Basis set convergence and extrapolation of connected triple excitation contributions (T) in computational thermochemistry: the W4-17 benchmark with up to k functions

TL;DR

This study investigates the basis set convergence of the connected triple excitations contribution (T) in thermochemical calculations, demonstrating that extrapolation techniques can achieve high accuracy with manageable basis set sizes.

Contribution

It provides a detailed analysis of basis set convergence for the (T) contribution and proposes effective extrapolation methods to improve computational accuracy in thermochemistry.

Findings

Extrapolation from quintuple- and sextuple-zeta basis sets yields ~0.004 kcal/mol RMS accuracy.

Convergence to ~0.01 kcal/mol is possible with quadruple- and quintuple-zeta basis sets.
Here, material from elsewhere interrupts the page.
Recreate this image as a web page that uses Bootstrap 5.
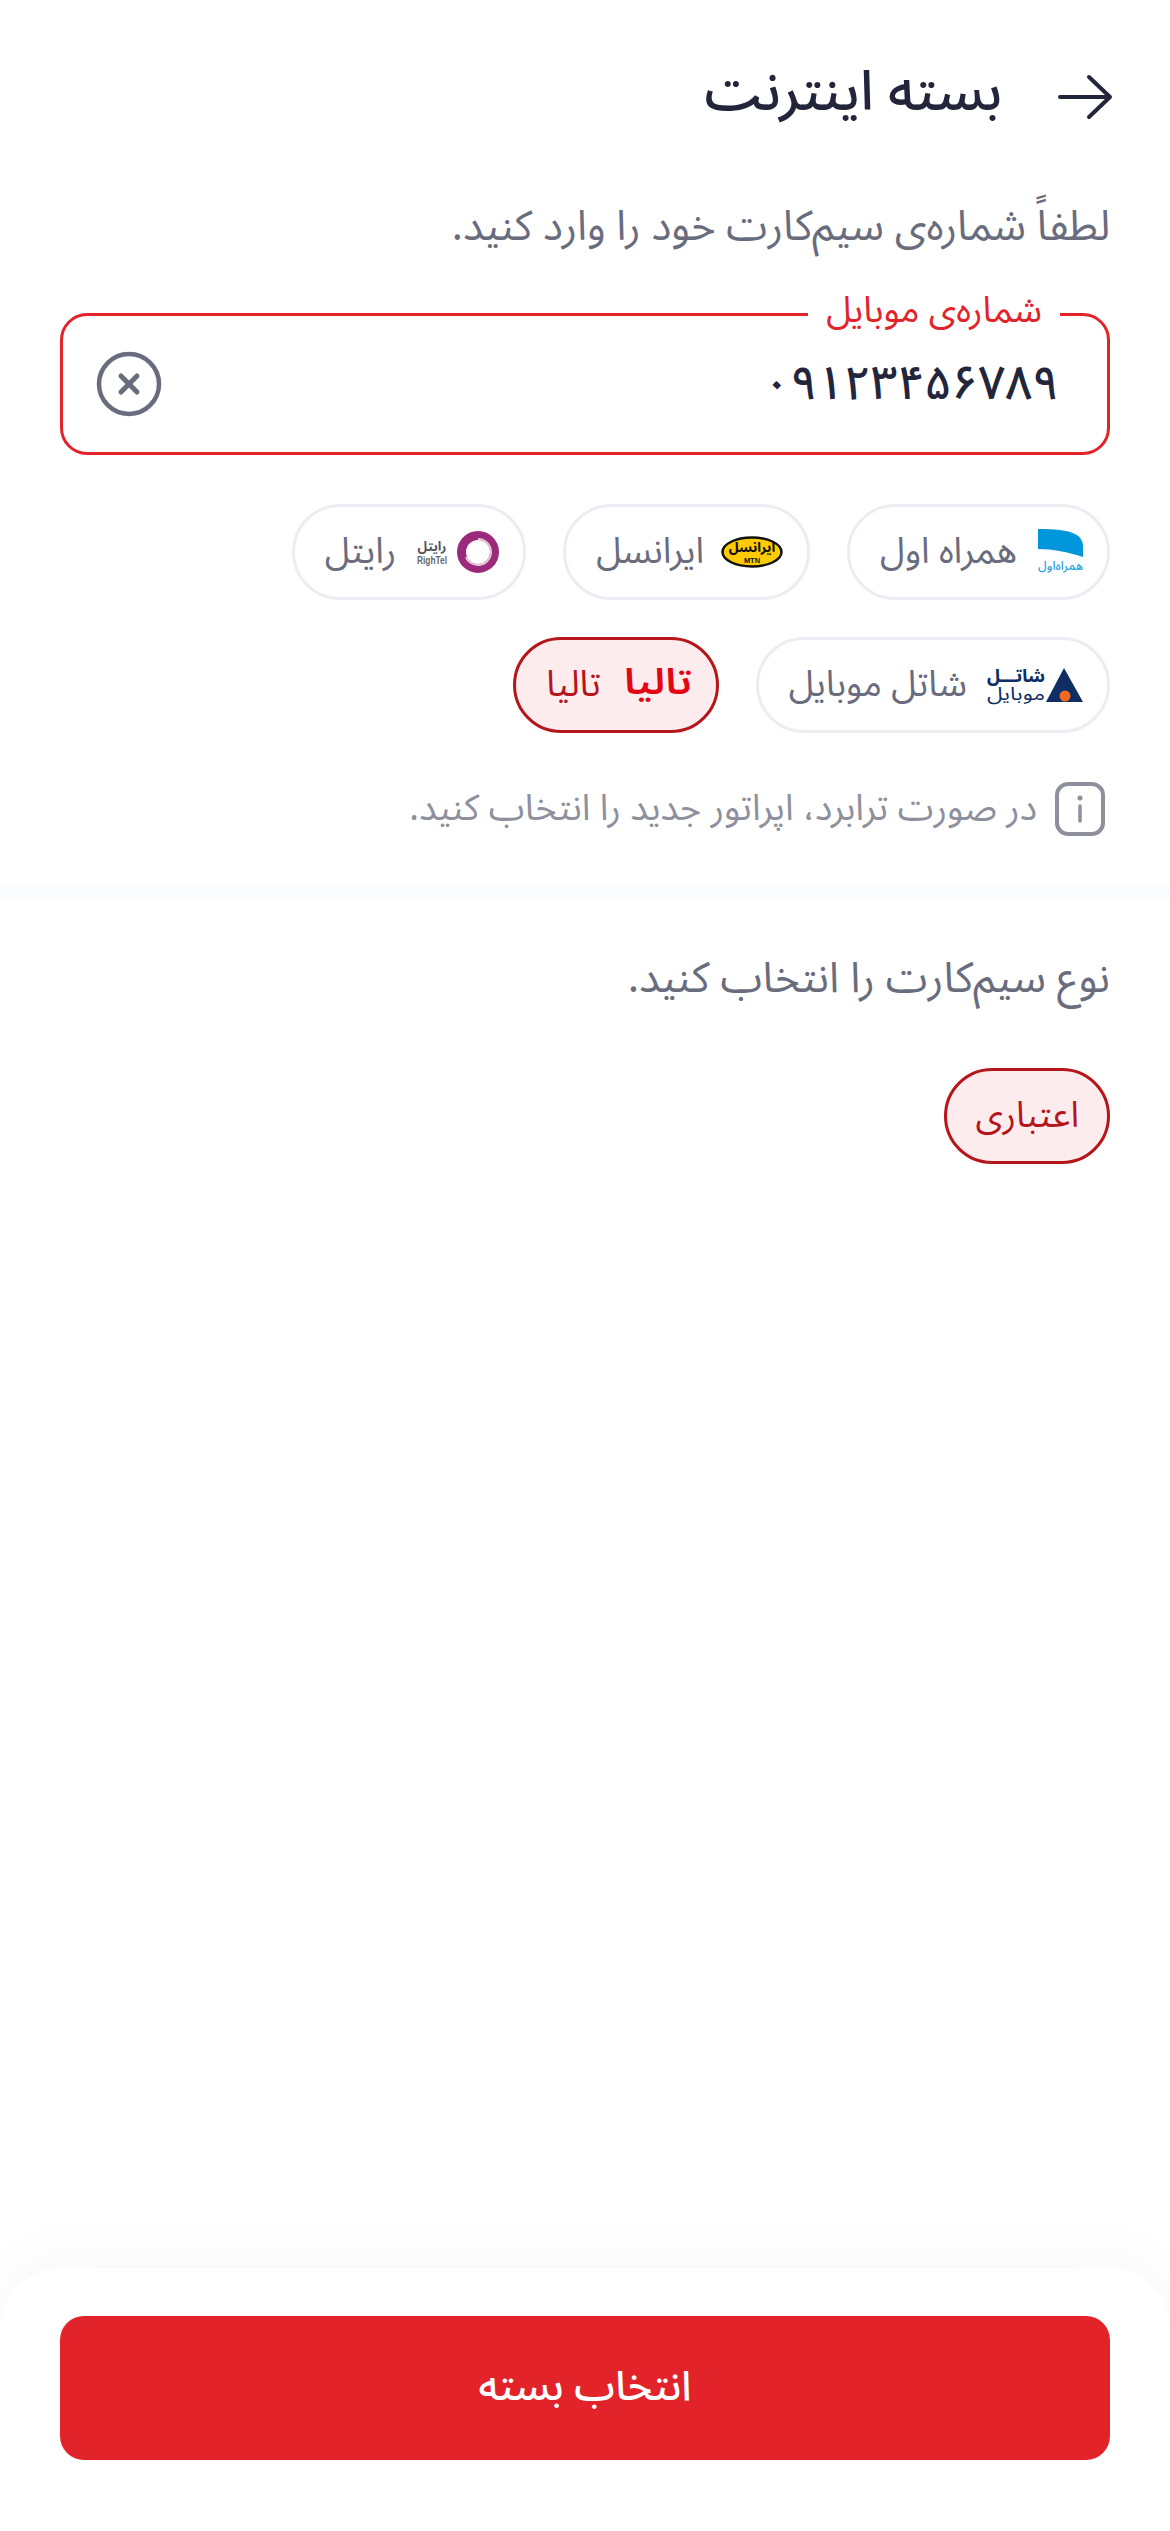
<!DOCTYPE html>
<html lang="fa" dir="rtl">
<head>
<meta charset="utf-8">
<title>بسته اینترنت</title>
<link href="https://cdn.jsdelivr.net/npm/bootstrap@5.3.0/dist/css/bootstrap.min.css" rel="stylesheet">
<style>
html,body{height:100%;}
body{font-family:"Noto Sans Arabic","Vazirmatn","DejaVu Sans",sans-serif;background:#fff;color:#23263b;}
.screen{min-height:2531px;}
.topbar{height:76px;margin-top:55px;padding:0 58px 0 60px;gap:56px;}
.back-arrow{margin-top:8px;}
.page-title{font-size:55px;font-weight:500;margin:0;color:#23263b;line-height:76px;}
.prompt{font-size:41.700px;color:#696c7d;margin:0;line-height:60px;}
.prompt-wide{font-size:42.400px;}
.section-a{padding:0 60px;margin-top:66px;}
.field-box{height:142px;border:3px solid #e2242a;border-radius:27px;margin-top:56px;padding:0 48px 0 34px;position:relative;}
.field-tag{position:absolute;top:-31px;right:47px;background:#fff;padding:0 18px;color:#e2242a;font-size:36px;line-height:52px;}
.field-value{font-size:47px;font-weight:500;color:#23263b;line-height:60px;}
.chips{gap:37px;margin-top:49px;}
.chip-item{height:96px;border:3px solid #ecedf3;border-radius:48px;padding:0 24px 0 30px;gap:21px;font-size:36px;color:#696c7d;background:#fff;white-space:nowrap;}
.chip-on{border-color:#b5161b;background:#fcecee;color:#b5161b;}
.chip-plain{padding:0 28px;}
.chip-tight{gap:17px;}
.chip-mid{gap:20px;}
.chip-wide{gap:23px;}
.note-row{margin-top:48px;gap:18px;height:56px;padding-right:5px;}
.note-text{font-size:36.300px;color:#8e909d;}
.band{height:12px;background:#fafbff;margin-top:49px;}
.section-b{padding:51px 60px 0;}
.type-row{margin-top:59px;}
.bottom-panel{margin-top:auto;background:#fff;border-radius:60px 60px 0 0;padding:48px 60px 71px;box-shadow:0 -12px 60px rgba(0,0,0,.03);}
.submit-btn{display:block;width:100%;height:144px;background:#e2242a;color:#fff;border:0;border-radius:24px;font-size:41px;font-weight:500;}
svg{display:block;flex:none;overflow:visible;}
svg text{font-family:"Noto Sans Arabic","DejaVu Sans",sans-serif;}
svg text.latin{font-family:"Liberation Sans",sans-serif;}
</style>
</head>
<body>
<div class="screen d-flex flex-column">
  <div class="topbar d-flex align-items-center">
    <svg class="back-arrow" width="54" height="44" viewBox="0 0 54 44" fill="none" stroke="#23263b" stroke-width="4" stroke-linecap="round" stroke-linejoin="round"><path d="M2 22H51M31 2l21 20-21 20"/></svg>
    <h1 class="page-title">بسته اینترنت</h1>
  </div>
  <div class="section-a">
    <p class="prompt">لطفاً شماره‌ی سیم‌کارت خود را وارد کنید.</p>
    <div class="field-box d-flex align-items-center justify-content-between">
      <span class="field-tag">شماره‌ی موبایل</span>
      <span class="field-value">۰۹۱۲۳۴۵۶۷۸۹</span>
      <svg width="64" height="64" viewBox="0 0 64 64" fill="none" stroke="#696c7d"><circle cx="32" cy="32" r="30" stroke-width="4.500"/><path d="M24 24l16 16M40 24L24 40" stroke-width="5" stroke-linecap="round"/></svg>
    </div>
    <div class="chips d-flex flex-wrap">
      <div class="chip-item d-flex align-items-center">
        <svg width="45" height="46" viewBox="0 0 45 46"><path d="M0 0c16 0 30 1 37 5 6 3 8 8 8 12v11C30 23 15 20 0 20z" fill="#0096dc"/><text x="22.500" y="41" text-anchor="middle" font-size="12" font-weight="500" fill="#2a9fe0" textLength="45" lengthAdjust="spacingAndGlyphs">همراه‌اول</text></svg>
        <span>همراه اول</span>
      </div>
      <div class="chip-item chip-tight d-flex align-items-center">
        <svg width="62" height="32" viewBox="0 0 62 32"><ellipse cx="31" cy="16" rx="29.500" ry="14.500" fill="#fecb00" stroke="#111" stroke-width="2.500"/><text x="31" y="16" text-anchor="middle" font-size="13" font-weight="800" fill="#111">ایرانسل</text><text class="latin" x="31" y="27" text-anchor="middle" font-size="7.500" font-weight="700" fill="#111">MTN</text></svg>
        <span>ایرانسل</span>
      </div>
      <div class="chip-item d-flex align-items-center">
        <svg width="82" height="42" viewBox="0 0 82 42"><circle cx="61" cy="21" r="16.500" fill="#fff" stroke="#9b2a7c" stroke-width="9"/><path d="M61 8a13 13 0 1 1-12 18" fill="none" stroke="#e4c6da" stroke-width="2"/><text x="15" y="20" text-anchor="middle" font-size="13" font-weight="700" fill="#555">رایتل</text><text class="latin" x="15" y="33" text-anchor="middle" font-size="10" font-weight="700" fill="#666" textLength="30" lengthAdjust="spacingAndGlyphs">RighTel</text></svg>
        <span>رایتل</span>
      </div>
      <div class="chip-item chip-mid d-flex align-items-center">
        <svg width="96" height="36" viewBox="0 0 96 36"><path d="M59 35L77 1l19 34z" fill="#0f2e63"/><circle cx="78" cy="29" r="5.500" fill="#f26a21"/><text x="29" y="15" text-anchor="middle" font-size="17" font-weight="800" fill="#0f2e63" textLength="58" lengthAdjust="spacingAndGlyphs">شاتـــل</text><text x="29" y="33" text-anchor="middle" font-size="18" fill="#0f2e63" textLength="58" lengthAdjust="spacingAndGlyphs">موبایل</text></svg>
        <span>شاتل موبایل</span>
      </div>
      <div class="chip-item chip-on chip-wide d-flex align-items-center">
        <svg width="68" height="36" viewBox="0 0 68 36"><text x="34" y="27" text-anchor="middle" font-size="36" font-weight="600" fill="#e30613" textLength="68" lengthAdjust="spacingAndGlyphs">تالیا</text></svg>
        <span>تالیا</span>
      </div>
    </div>
    <div class="note-row d-flex align-items-center">
      <svg width="50" height="54" viewBox="0 0 50 54" fill="none" stroke="#8e909d"><rect x="2" y="2" width="46" height="50" rx="11" stroke-width="4"/><path d="M25 24v15" stroke-width="3.500" stroke-linecap="round"/><circle cx="25" cy="16" r="2.500" fill="#8e909d" stroke="none"/></svg>
      <span class="note-text">در صورت ترابرد، اپراتور جدید را انتخاب کنید.</span>
    </div>
  </div>
  <div class="band"></div>
  <div class="section-b">
    <p class="prompt prompt-wide">نوع سیم‌کارت را انتخاب کنید.</p>
    <div class="type-row d-flex">
      <div class="chip-item chip-plain chip-on d-flex align-items-center">اعتباری</div>
    </div>
  </div>
  <div class="bottom-panel">
    <button type="button" class="btn submit-btn">انتخاب بسته</button>
  </div>
</div>
<script src="https://cdn.jsdelivr.net/npm/bootstrap@5.3.0/dist/js/bootstrap.bundle.min.js"></script>
</body>
</html>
Radial flexibility in basis sets is more crucial than angular momentum expansion.

Abstract

The total atomization energy of a molecule is the thermochemical cognate of the heat of formation in the gas phase, its most fundamental thermochemical property. We decompose it into different components and provide a survey of them. It emerges that the connected triple excitations contribution is the third most important one, about an order of magnitude less important than the "big two" contributions (mean-field Hartree-Fock and valence CCSD correlation), but 1-2 orders of magnitude more important than the remainder. For the 200 total atomization energies of small molecules in the W4-17 benchmark, we have investigated the basis set convergence of the connected triple excitations contribution (T). Achieving basis set convergence for the valence triple excitations energy is much easier than for the valence singles and doubles correlation energy. Using reference data obtained from spdfghi and spdfghik basis sets, we show that extrapolation from quintuple-zeta and sextuple-zeta yields values within about 0.004 kcal/mol RMS. Convergence to within about 0.01 kcal/mol is achievable with quadruple- and quintuple-zeta basis sets, and to within about 0.05 kcal/mol with triple- and quadruple-zeta basis sets. It appears that radial flexibility in the basis set is more important here than adding angular momenta L: apparently, replacing nZaPa basis sets with truncations of 7ZaPa at L=n gains about one angular momentum for small values of n. We end the article with a brief outlook for the future of accurate electronic structure calculations.